Keep taking care of yourself and your kids. You are doing so well moving forward in your life...don't let this set you back!
Upside I think why it is hurting so much today I have lost hope and beginning to process this as final I have DB for 20 months My H and I have created this friendship we talk and see eachother frquently most would say wow nice how you 2get along even after the Lies, affair, bomb abandonment ect. But he says hes done with M
My H has done a few things right through it all
( ofcourse this is right stuff for a WAS not a committed father)
1). pays us regualary and enough and more
2). Is available to the kids, sees them, takes them, calls them back
3.) Babysits for me..which allows me to leave the house,
4.) Fixes anything and buys stuff if needed for the house(which also saves me time and money)
5. ) H Has not tried to hurt me or the kids by introducing OW in the picture
6) He has filed for D after I told him to in May, then he has stalled refusing to complete paperwork
I have pushed him to complete paperwork and he said he would, but still says he doesnt have income tax returns..when Accountant says he does
7) visits 4x a week here at the house takes kids out or stays here..I leave He has not till this point found an apt and still lives at a friends?
8) He is still sure he has done the right thing by leaving
9) he looks bad with a weight gain of 30 plus lbs but says hes losing weight and appears calmer lately
My problem is the same do I let it all continue
choices a) leave it alone, stop pushing for D, stop asking him to get his own apartment -let him be to give him more time till february 2 years and I move ahead ALONE IN THIS TIME as I have maintain a friendship
b) Push for D encourage his own place, so I dont have to see him but then the kids lose on seeing him as often and I lose a free babysitter..go no contCT
c) maybe contiue him to visit here- leave the D on hold till he pursues it- move ahead WITH MY PLANS and be less available(DIM) but friendly still
any suggestions appreciated peace
married 14 years H 42 bomb 2/07 IDLYA D final 3 /09 M ow D ow
Hi peace- I wish someone had the answers for you that would make your pain go away forever. You have to decide what you want.
I don't know why but from the choices you listed, I get the feeling that there is still a part of you holding on. Are you ready to completely let go? Maybe you need to figure out how to detach more.

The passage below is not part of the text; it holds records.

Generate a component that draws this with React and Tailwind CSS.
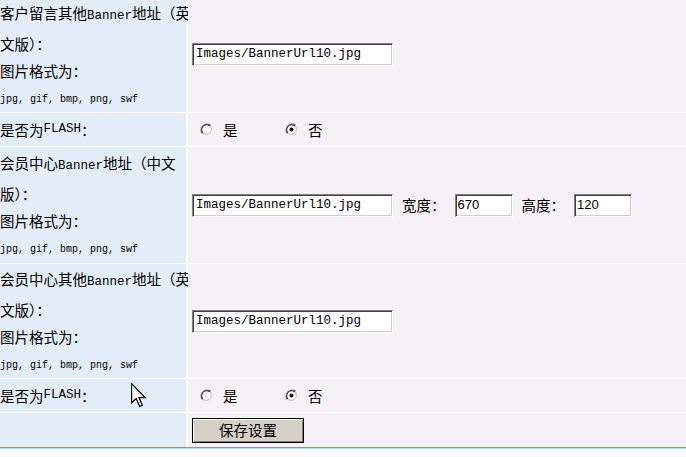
import React from "react";

const cjk = { fontFamily: '"Noto Sans CJK SC", "Noto Sans", sans-serif' };
const mono = { fontFamily: '"Liberation Mono", "DejaVu Sans Mono", monospace' };

function L({ children }) {
  return (
    <span className="text-[12.5px]" style={mono}>
      {children}
    </span>
  );
}

function Radio({ checked }) {
  return (
    <svg width="13" height="13" viewBox="0 0 13 13" className="shrink-0">
      <circle cx="6.5" cy="6.5" r="6" fill="#ffffff" />
      <path d="M2.3 10.7 A6 6 0 0 1 10.7 2.3" fill="none" stroke="#707070" strokeWidth="1.2" />
      <path d="M10.7 2.3 A6 6 0 0 1 2.3 10.7" fill="none" stroke="#e8e6e2" strokeWidth="1.2" />
      <path d="M3 10 A5 5 0 0 1 10 3" fill="none" stroke="#303030" strokeWidth="1.2" />
      <path d="M10 3 A5 5 0 0 1 3 10" fill="none" stroke="#c8c4bc" strokeWidth="1.2" />
      <circle cx="6.5" cy="6.5" r="4" fill="#ffffff" />
      {checked && <circle cx="6.5" cy="6.5" r="2" fill="#000000" />}
    </svg>
  );
}

function TextBox({ value, w = "w-[201px]", sans }) {
  return (
    <div
      className={`${w} h-[23px] flex items-center bg-white border border-t-[#808080] border-l-[#808080] border-b-white border-r-white shadow-[inset_1px_1px_0_#404040,inset_-1px_-1px_0_#d4d0c8] ${
        sans ? "pl-[2px] text-[13px]" : "pl-[3px] text-[12.5px]"
      } text-black whitespace-nowrap overflow-hidden`}
      style={sans ? { fontFamily: '"Liberation Sans", Arial, sans-serif' } : mono}
    >
      {value}
    </div>
  );
}

function FileLabel({ first, second, shift }) {
  return (
    <div className={`flex flex-col ${shift}`}>
      <div className="leading-[27px] whitespace-nowrap">{first}</div>
      <div className="leading-[27px] whitespace-nowrap">{second}</div>
      <div className="leading-[27px] whitespace-nowrap">图片格式为：</div>
      <div className="leading-[32px] text-[10px] whitespace-nowrap" style={mono}>
        jpg, gif, bmp, png, swf
      </div>
    </div>
  );
}

function FlashRow() {
  return (
    <>
      <div className="h-[33px] bg-[#e3edf8] flex items-center whitespace-nowrap">
        是否为<L>FLASH</L>：
      </div>
      <div className="h-[33px] bg-[#f5f2f6] flex items-center pl-[12px]">
        <Radio />
        <span className="ml-[10px] w-[15px]">是</span>
        <span className="ml-[47px] flex items-center">
          <Radio checked />
        </span>
        <span className="ml-[10px]">否</span>
      </div>
    </>
  );
}

export default function App() {
  return (
    <div className="relative w-[686px] h-[457px] overflow-hidden bg-[#fbfafc] text-[14.5px] text-black" style={cjk}>
      <div className="grid grid-cols-[186px_1fr] gap-x-[2px] gap-y-px bg-white">
        <div className="h-[112px] bg-[#e3edf8] flex flex-col justify-start pt-0">
          <FileLabel
            shift="-mt-[1px]"
            first={
              <>
                客户留言其他<L>Banner</L>地址（英
              </>
            }
            second="文版）："
          />
        </div>
        <div className="h-[112px] bg-[#f5f2f6] flex items-center pl-[4px] pb-[4px]">
          <TextBox value="Images/BannerUrl10.jpg" />
        </div>

        <FlashRow />

        <div className="h-[116px] bg-[#e3edf8] flex flex-col pt-[2px]">
          <FileLabel
            first={
              <>
                会员中心<L>Banner</L>地址（中文
              </>
            }
            second="版）："
          />
        </div>
        <div className="h-[116px] bg-[#f5f2f6] flex items-center pl-[4px]">
          <TextBox value="Images/BannerUrl10.jpg" />
          <span className="ml-[9px]">宽度：</span>
          <span className="ml-[9px]">
            <TextBox value="670" w="w-[58px]" sans />
          </span>
          <span className="ml-[9px]">高度：</span>
          <span className="ml-[9px]">
            <TextBox value="120" w="w-[58px]" sans />
          </span>
        </div>

        <div className="h-[114px] bg-[#e3edf8] flex flex-col pt-[1px]">
          <FileLabel
            first={
              <>
                会员中心其他<L>Banner</L>地址（英
              </>
            }
            second="文版）："
          />
        </div>
        <div className="h-[114px] bg-[#f5f2f6] flex items-center pl-[4px]">
          <TextBox value="Images/BannerUrl10.jpg" />
        </div>

        <FlashRow />

        <div className="h-[34px] bg-[#e3edf8]"></div>
        <div className="h-[34px] bg-[#f5f2f6] flex items-center pl-[4px]">
          <button className="w-[112px] h-[25px] bg-[#d4d0c8] border border-black shadow-[inset_1px_1px_0_#ffffff,inset_-1px_-1px_0_#808080] text-[14.5px] leading-none text-black">
            保存设置
          </button>
        </div>
      </div>
      <div className="h-px bg-[#5d9fdf]"></div>
      <div className="h-px bg-[#bcd7f1]"></div>

      <svg
        className="absolute left-[131px] top-[383px]"
        width="16"
        height="26"
        viewBox="0 0 13 21"
      >
        <path
          d="M0.5 0.5 L0.5 16 L4.2 12.5 L7 19 L9.2 18 L6.5 11.8 L11.5 11.8 Z"
          fill="#ffffff"
          stroke="#000000"
          strokeWidth="1"
          strokeLinejoin="miter"
        />
      </svg>
    </div>
  );
}
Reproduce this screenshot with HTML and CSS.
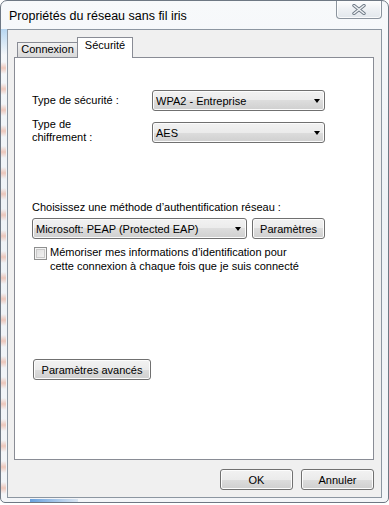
FILE: index.html
```html
<!DOCTYPE html>
<html lang="fr">
<head>
    <meta charset="UTF-8">
    <meta name="viewport" content="width=device-width, initial-scale=1.0">
    <title>Propriétés du réseau sans fil iris</title>
    <link rel="stylesheet" href="styles.css">
</head>
<body>
    <div class="window">
        <div class="titlebar">
            <span class="title">Propriétés du réseau sans fil iris</span>
            <div class="close-btn">
                <svg width="14" height="11" viewBox="0 0 14 11">
                    <path d="M2 1.5 L12 9.5 M12 1.5 L2 9.5" stroke="#6f7a86" stroke-width="3.4" stroke-linecap="round"/>
                    <path d="M2 1.5 L12 9.5 M12 1.5 L2 9.5" stroke="#eef1f4" stroke-width="1.6" stroke-linecap="round"/>
                </svg>
            </div>
        </div>

        <div class="client">
            <div class="tabs">
                <div class="tab">Connexion</div>
                <div class="tab active">Sécurité</div>
            </div>

            <div class="panel">
                <div class="row row-first">
                    <div class="field-label">Type de sécurité :</div>
                    <div class="combo combo-type">WPA2 - Entreprise<span class="arrow"></span></div>
                </div>
                <div class="row row-cipher">
                    <div class="field-label">Type de<br>chiffrement :</div>
                    <div class="combo combo-type">AES<span class="arrow"></span></div>
                </div>

                <div class="auth-label">Choisissez une méthode d’authentification réseau :</div>
                <div class="auth-row">
                    <div class="combo combo-auth">Microsoft: PEAP (Protected EAP)<span class="arrow"></span></div>
                    <button class="btn btn-settings">Paramètres</button>
                </div>

                <div class="check-row">
                    <span class="checkbox"></span>
                    <span class="check-text">Mémoriser mes informations d’identification pour<br>cette connexion à chaque fois que je suis connecté</span>
                </div>

                <button class="btn btn-advanced">Paramètres avancés</button>
            </div>

            <div class="actions">
                <button class="btn">OK</button>
                <button class="btn">Annuler</button>
            </div>
        </div>
    </div>
</body>
</html>
```

FILE: styles.css
```css
html, body {
    margin: 0;
    padding: 0;
    background: #ffffff;
}

body {
    font-family: "Liberation Sans", Arial, sans-serif;
    font-size: 11px;
    color: #000;
}

.window {
    box-sizing: border-box;
    width: 389px;
    height: 503px;
    border: 1px solid #6e7884;
    border-radius: 7px 7px 5px 5px;
    display: flex;
    flex-direction: column;
    background:
        linear-gradient(to right, rgba(70, 140, 215, 0.8), rgba(140, 180, 220, 0.25)) 29px 100% / 48px 3px no-repeat,
        linear-gradient(to bottom, rgba(120, 180, 230, 0.5), rgba(120, 180, 230, 0)) 0 28px / 6px 26px no-repeat,
        repeating-linear-gradient(to bottom, rgba(236, 150, 120, 0) 0, rgba(236, 150, 120, 0) 5px, rgba(232, 145, 115, 0.45) 11px, rgba(236, 150, 120, 0) 17px, rgba(236, 150, 120, 0) 21px) 0 56px / 5px 100% no-repeat,
        linear-gradient(to bottom, #f7f9fb, #eef2f6 40%, #f3f5f8);
    overflow: hidden;
}

.titlebar {
    height: 28px;
    display: flex;
    justify-content: space-between;
    align-items: flex-start;
    padding-left: 8px;
    padding-right: 6px;
}

.title {
    margin-top: 7px;
    line-height: 16px;
    font-size: 12.5px;
}

.close-btn {
    box-sizing: border-box;
    width: 46px;
    height: 19px;
    margin-top: -1px;
    border: 1px solid #8b949e;
    border-top: none;
    border-radius: 0 0 4px 4px;
    background: linear-gradient(to bottom, #ffffff, #eef1f4 50%, #e2e7ec);
    box-shadow: inset 0 0 0 1px rgba(255, 255, 255, 0.8);
    display: flex;
    justify-content: center;
    align-items: center;
}

.client {
    box-sizing: border-box;
    height: 469px;
    margin: 0 6px;
    border: 1px solid #8c96a1;
    background: #f0f0f0;
    padding: 7px 7px 7px 6px;
    display: flex;
    flex-direction: column;
}

.tabs {
    height: 20px;
    display: flex;
    align-items: flex-end;
    padding-left: 3px;
}

.tab {
    box-sizing: border-box;
    height: 15px;
    width: 61px;
    border: 1px solid #898c95;
    border-bottom: none;
    background: linear-gradient(to bottom, #f2f2f2, #e4e4e4 50%, #d9d9d9);
    text-align: center;
    line-height: 13px;
}

.tab.active {
    width: 56px;
    height: 21px;
    margin-left: -1px;
    margin-bottom: -1px;
    background: #ffffff;
    position: relative;
    z-index: 1;
    padding-top: 1px;
}

.panel {
    box-sizing: border-box;
    height: 403px;
    border: 1px solid #898c95;
    background: #ffffff;
    padding-left: 17px;
    display: flex;
    flex-direction: column;
    align-items: flex-start;
}

.row {
    display: flex;
    align-items: center;
}

.row-first {
    margin-top: 32px;
}

.row-cipher {
    margin-top: 7px;
    align-items: flex-end;
}

.field-label {
    width: 120px;
    line-height: 13px;
}

.row-cipher .field-label {
    margin-bottom: -1px;
}

.combo {
    box-sizing: border-box;
    height: 21px;
    border: 1px solid #707070;
    border-radius: 3px;
    background: linear-gradient(to bottom, #f2f2f2, #ebebeb 50%, #dddddd 50%, #cfcfcf);
    box-shadow: inset 0 0 0 1px #fcfcfc;
    display: flex;
    align-items: center;
    justify-content: space-between;
    padding: 0 4px 0 3px;
    white-space: nowrap;
}

.combo-type {
    width: 173px;
}

.combo-auth {
    width: 215px;
    padding-right: 5px;
}

.arrow {
    width: 0;
    height: 0;
    border-left: 3.5px solid transparent;
    border-right: 3.5px solid transparent;
    border-top: 4px solid #000;
    margin-top: 1px;
}

.auth-label {
    margin-top: 57px;
    line-height: 15px;
}

.auth-row {
    margin-top: 3px;
    display: flex;
    gap: 5px;
}

.btn {
    box-sizing: border-box;
    height: 21px;
    width: 73px;
    border: 1px solid #707070;
    border-radius: 3px;
    background: linear-gradient(to bottom, #f2f2f2, #ebebeb 50%, #dddddd 50%, #cfcfcf);
    box-shadow: inset 0 0 0 1px #fcfcfc;
    font-family: inherit;
    font-size: 11px;
    color: #000;
    padding: 0;
    text-align: center;
}

.check-row {
    margin-top: 8px;
    margin-left: 2px;
    display: flex;
    align-items: flex-start;
}

.checkbox {
    box-sizing: border-box;
    width: 13px;
    height: 13px;
    border: 1px solid #8e8f8f;
    background: linear-gradient(135deg, #dcdcdc, #f6f6f6);
    box-shadow: inset 0 0 0 1px #f4f4f4, inset 0 0 0 2px #c9c9c9;
    flex: none;
}

.check-text {
    margin-left: 3px;
    margin-top: -2px;
    line-height: 14px;
}

.btn-advanced {
    width: 118px;
    margin-top: 86px;
    margin-left: 1px;
}

.actions {
    margin-top: 9px;
    display: flex;
    justify-content: flex-end;
    gap: 8px;
}
```
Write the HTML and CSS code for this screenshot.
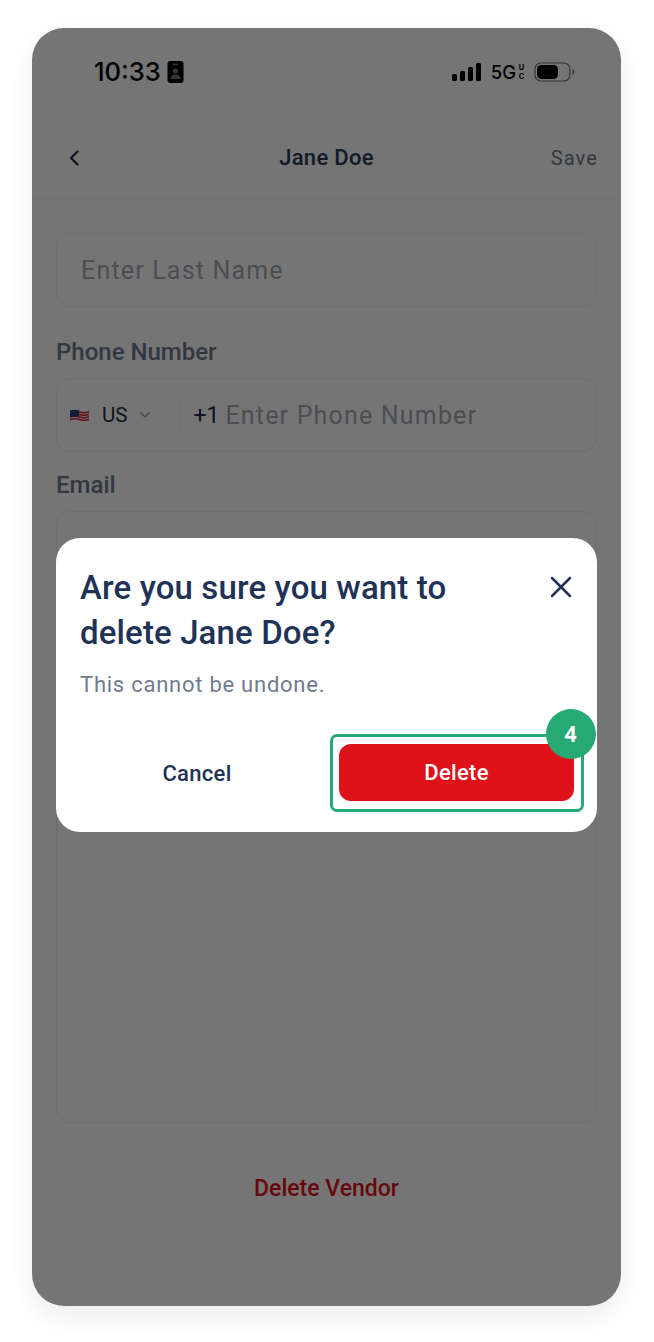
FILE: index.html
```html
<!DOCTYPE html>
<html lang="en">
<head>
<meta charset="utf-8">
<title>Jane Doe</title>
<link rel="stylesheet" href="styles.css">
</head>
<body>
<div class="phone">
  <div class="status">
    <div class="status-left">
      <span class="time">10:33</span>
      <svg class="badge-icon" width="17" height="22" viewBox="0 0 16 22"><rect width="16" height="22" rx="3" fill="#000"/><rect x="5" y="2.6" width="6" height="1.6" rx=".8" fill="#757575"/><circle cx="8" cy="10" r="2.6" fill="#757575"/><path d="M3 18c0-3 2.200-4.400 5-4.400s5 1.400 5 4.400z" fill="#757575"/></svg>
    </div>
    <div class="status-right">
      <svg width="30" height="18" viewBox="0 0 30 18"><rect x="0" y="11" width="5" height="7" rx="1.500"/><rect x="8" y="8" width="5" height="10" rx="1.500"/><rect x="16" y="4" width="5" height="14" rx="1.500"/><rect x="24" y="0" width="5" height="18" rx="1.500"/></svg>
      <span class="net">5G<span class="net-uc"><span>U</span><span>C</span></span></span>
      <svg class="battery" width="41" height="20" viewBox="0 0 41 20"><rect x="1" y="1" width="35" height="18" rx="6" fill="none" stroke="#000" stroke-opacity=".55" stroke-width="1.200"/><rect x="3" y="3" width="21" height="14" rx="4.500" fill="#000"/><path d="M38.500 7v6c1-.4 1.800-1.600 1.800-3s-.8-2.600-1.800-3z" fill="#000" fill-opacity=".55"/></svg>
    </div>
  </div>
  <header class="nav">
    <svg class="back" width="12" height="18" viewBox="0 0 12 18"><path d="M9.500 2.500 3 9l6.500 6.500" fill="none" stroke="#1e3050" stroke-width="2.400" stroke-linecap="round" stroke-linejoin="round"/></svg>
    <span class="nav-title">Jane Doe</span>
    <span class="nav-save">Save</span>
  </header>
  <main class="form">
    <div class="field"><span class="placeholder">Enter Last Name</span></div>
    <label class="label">Phone Number</label>
    <div class="field">
      <svg class="flag" width="19" height="13" viewBox="0 0 19 13"><path d="M0 1.500q5-1.500 9.500 0t9.500 0v10q-5 1.500-9.500 0t-9.500 0z" fill="#f3f3f3"/><path d="M0 3q5-1.500 9.500 0t9.500 0M0 5.500q5-1.500 9.500 0t9.500 0M0 8q5-1.500 9.500 0t9.500 0M0 10.500q5-1.500 9.500 0t9.500 0" fill="none" stroke="#d8232f" stroke-width="1.400"/><path d="M0 1.500q4-1.200 9 -.3v6.600q-5-.9-9 .2z" fill="#2b3f86"/></svg>
      <span class="country">US</span>
      <svg class="chev" width="12" height="8" viewBox="0 0 12 8"><path d="m1.500 1.500 4.500 4.500 4.500-4.500" fill="none" stroke="#9aa3b2" stroke-width="1.500" stroke-linecap="round" stroke-linejoin="round"/></svg>
      <span class="divider"></span>
      <span class="code">+1</span>
      <span class="placeholder">Enter Phone Number</span>
    </div>
    <label class="label label-email">Email</label>
    <div class="field field-tall"></div>
    <div class="danger">Delete Vendor</div>
  </main>
  <div class="overlay">
    <section class="modal">
      <div class="modal-head">
        <h2 class="modal-title">Are you sure you want to delete Jane Doe?</h2>
        <svg class="close" width="24" height="24" viewBox="0 0 24 24"><path d="m3 3 18 18M21 3 3 21" fill="none" stroke="#1f3357" stroke-width="2.500" stroke-linecap="round"/></svg>
      </div>
      <p class="modal-text">This cannot be undone.</p>
      <div class="modal-actions">
        <button class="btn btn-cancel">Cancel</button>
        <div class="highlight">
          <button class="btn btn-delete">Delete</button>
          <span class="step">4</span>
        </div>
      </div>
    </section>
  </div>
</div>
</body>
</html>
```
FILE: styles.css
```css
* { box-sizing: border-box; }
html, body { margin: 0; padding: 0; background: #fff; }
body { width: 654px; height: 1342px; overflow: hidden; font-family: Roboto, "Liberation Sans", sans-serif; padding: 28px 33px 0 32px; }
.phone { position: relative; height: 1278px; border-radius: 32px; background: #fff; box-shadow: 0 10px 28px rgba(0,0,0,.08); display: flex; flex-direction: column; }
.status { height: 88px; padding: 28px 46px 0 62px; display: flex; justify-content: space-between; align-items: flex-start; flex: none; }
.status-left { display: flex; align-items: center; gap: 6px; height: 32px; }
.time { font-family: Inter, sans-serif; font-size: 25.500px; font-weight: 500; color: #000; line-height: 32px; }
.status-right { display: flex; align-items: center; gap: 9px; height: 32px; }
.net { font-family: Inter, sans-serif; font-size: 18.500px; font-weight: 500; color: #000; display: flex; align-items: center; }
.net-uc { display: flex; flex-direction: column; align-items: center; width: 7px; font-size: 7.500px; line-height: 9.100px; font-weight: 700; margin-left: 2px; }
.nav { position: relative; height: 83px; flex: none; padding: 2px 23px 0 24px; display: flex; justify-content: space-between; align-items: center; border-bottom: 1px solid #f1f2f4; }
.back { margin-left: 12px; }
.nav-title { font-size: 22px; font-weight: 500; color: #2a3a5c; letter-spacing: .3px; position: absolute; left: 0; right: 0; top: 27px; text-align: center; line-height: 30px; }
.nav-save { font-size: 20px; font-weight: 400; color: #6e7b90; letter-spacing: 1.100px; }
.form { flex: 1; padding: 34px 24px 0; display: flex; flex-direction: column; }
.field { height: 74px; flex: none; border: 1px solid #eff0f2; border-radius: 14px; padding: 0 24px; display: flex; align-items: center; }
.field-tall { height: 612px; }
.placeholder { font-size: 25px; color: #a4abb6; letter-spacing: 1.180px; }
.label { font-size: 24px; font-weight: 500; color: #6e7b90; line-height: 30px; margin: 30px 0 11px; }
.label-email { margin-top: 18px; }
.flag { margin-left: -11px; flex: none; }
.country { font-size: 20.500px; color: #1e2c4a; margin-left: 13px; }
.chev { margin-left: 12px; }
.divider { width: 1px; height: 34px; background: #eff0f2; margin: 0 13px 0 28px; }
.code { font-size: 23px; color: #1e2c4a; margin-right: 6px; }
.danger { font-size: 23px; font-weight: 500; color: #e0111a; text-align: center; margin-top: 51px; line-height: 30px; }
.overlay { position: absolute; inset: 0; border-radius: 32px; background: rgba(0,0,0,.54); padding: 510px 24px 0; }
.modal { background: #fff; height: 294px; border-radius: 24px; padding: 27px 24px 0; display: flex; flex-direction: column; }
.modal-head { display: flex; justify-content: space-between; align-items: flex-start; }
.modal-title { margin: 0; width: 420px; font-size: 33px; font-weight: 500; letter-spacing: .13px; line-height: 45px; color: #1f3357; }
.close { margin-top: 10px; }
.modal-text { margin: 15px 0 0; font-size: 22px; line-height: 30px; color: #6f7b8f; letter-spacing: .75px; }
.modal-actions { display: flex; align-items: center; justify-content: space-between; margin-top: 34px; margin-right: -11px; }
.btn { border: 0; background: none; font-family: inherit; font-size: 22px; font-weight: 500; height: 57px; letter-spacing: .3px; }
.btn-cancel { width: 234px; color: #1f3357; text-align: center; }
.highlight { position: relative; width: 254px; height: 78px; border: 3px solid #27a974; border-radius: 7px; padding: 7px 6px; }
.btn-delete { width: 235px; background: #df1119; color: #fff; border-radius: 12px; display: block; }
.step { position: absolute; top: -28px; right: -15px; width: 50px; height: 50px; border-radius: 50%; background: #27a974; color: #fff; font-size: 22px; font-weight: 700; display: flex; align-items: center; justify-content: center; padding-right: 1px; }
```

I try to post more later. Call me if you need to talk.
hi peace- i have read your threads for quite some time and i feel your sorrow/your grief and your pain.
i have learned --- when you have no answer that is an answer, when you dont have peace you dont DO anything.... just wait and when you KNOW in your OWN heart what to do..do that.
M-20 years/BOMB 12/24/06 Moved out 3/12/07 D final 7/30/2008 finding myself again
Upside and Cagzmom Thank you..you are both right on I need to detach more and wait till it passes I think sometimes the pain creates more freedom in letting go b/c today i feel i know I have to let H go I have to pursue D and move on or H will keep me dangling infinitely just to be a safety net I dreamt I was with a new man..we were happy in dream H in dream too, but we were ont together All things are possible.. peace
married 14 years H 42 bomb 2/07 IDLYA D final 3 /09 M ow D ow
I'm sorry you are going through this still. I know how hard it is. After 2+ years, I still have moments when I feel as if I can barely function, especially whenever there's a new discovery about H and ogre. It does get easier, but I really don't know if the pain ever ends. There are also moments of clarity and times when I feel like I have truly taken a step back and risen above it all. If only those feelings could be permanent...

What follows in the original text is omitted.